The Seine: A River For All Seasons
“As I step out for my daily constitutional around the Île Saint Louis – a ten-minute walk from where I live – I often ask myself what Paris would be without the Seine? The answer is simple: it wouldn’t.”
That’s why the first chapter of Paris, Paris: Journey into the City of Light features the famous river.

The Seine is all about paradoxes. It’s the source of most of Paris’ drinking water—and its civilization—and a sewer. Historically it’s always been Paris’ lifeline to the outside world, and the moat that has protected it. But it’s also been a recurrently swelling menace: periodic flooding wreaked havoc on the City of Light time and again until the Seine was tamed by high walls and dams.

All photos: copyright David Downie, all rights reserved

Before the Romans took over in 52 BC, the Seine-side Gallic settlement of the Parisii tribe consisted of mud huts. Under the empire Lutetia Parisiorum grew into a thriving center for trade, and an important outpost in Rome’s defenses against Germanic “barbarians.” By late Antiquity Paris had adopted its current name, and as the Middle Ages progressed, morphed into a capital city thanks to its strategic position on the Seine. Its symbol since the year 1210 is a ship and the Latin device Fluctuat nec mergitur–unsinkable.
Nowadays the banks of the Seine are in part car free. They provide the perfect arcing cross-town path for discovering Paris. Anyone who enjoys walking can easily follow the river for several miles, ideally starting upstream at the gardens of Bercy or the new National Library complex, and continuing past the Louvre as far as Trocadéro.
It was in the Bercy area in eastern Paris that in the 1980s workers discovered several Neolithic canoes, now displayed at the Musée Carnavalet, Paris’ municipal history museum. The site is memorialized by the name of a street: Rue des Pirogues de Bercy.
The Ancient Gauls of this area were fisher-folk and called the Seine “Sequana.” According to Julius Caesar, the name meant “snakelike.” (Tellingly, one tribe of Ancient Gaul living primarily in the upper Seine Valley was known as the Sequani).
The Seine is snakelike, meandering widely on its nearly 500-mile course from the Langres Plateau (on the edge of Burgundy) to the Atlantic Ocean at Le Havre.
Unsurprisingly the islands in the Seine in Paris, especially the larger Ile de la Cité, became the center of the Gallic and later settlements. It was the easiest spot to defend against invaders. As the Roman Empire dissolved the city shrank from its sizable Left Bank location and re-centered itself on the island, fortified by a tall city wall.
Equally understandable is why the emperor’s residence in the 4th century AD was established on this island, when Julian the Apostate adopted Paris as his unofficial summer capital. The cathedral of Notre Dame eventually became the island’s most important and imposing edifice, and still is.
The Seine may have been an effective moat but it was also the watery highway on which medieval Norsemen paddled into town. They raided and destroyed much of Paris more than once.
It was in the Middle Ages that the name “Sequana” morphed into “Seine.” Thousands of years of history flow painlessly by as you stroll or take a riverboat—one of the Seine’s famous Bateaux Mouches—across town. The oldest buildings in the city are on or near the Seine, as are the former royal residences, city hall, and many important monuments, including, since 1889, the Eiffel Tower.
Nowadays the Seine is synonymous with Romance, a favorite meeting place of lovers and young partiers on the make.
Locals also know the river is a real highway: riverboats and barges carry nearly 30 million tons of freight on it yearly.

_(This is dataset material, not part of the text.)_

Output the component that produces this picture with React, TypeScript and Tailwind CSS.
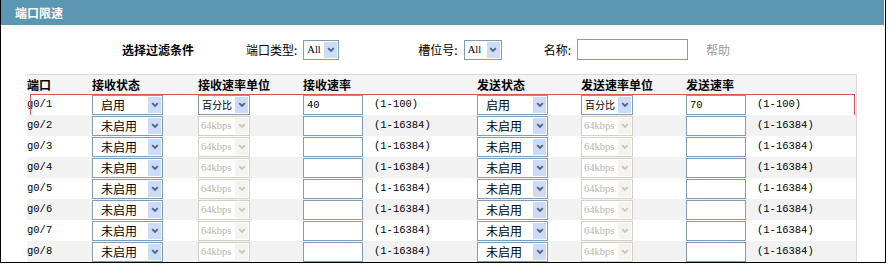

The Seine-side expressways built in the 1960s and early ‘70s may be a blight to pedestrians but they’re a boon to commuters. They also provide a roller-coaster runway for one of the world’s great scenic drives: take a taxi on the Seine at night and experience the city’s magic as nowhere else.
No wonder the river’s quaysides and its bridges are listed as a UNESCO World Heritage site. If the current mayor’s plans are carried out, in 2012 a further section of the Seine’s Left Bank expressway will be closed to cars and transformed into a riverside promenade. Eventually, we’re told, the Seine will be clean enough to support more than the few fish species that currently survive. And one day, who knows, the dream of many Parisians may actually be realized: to swim again in the Seine.
The story of the Seine, its history, magic and current challenges, is told in Paris, Paris: Journey into the City of Light in several chapters. With luck they will need updating soon, as pedestrians and swimmers reconquer the river that is this city’s soul.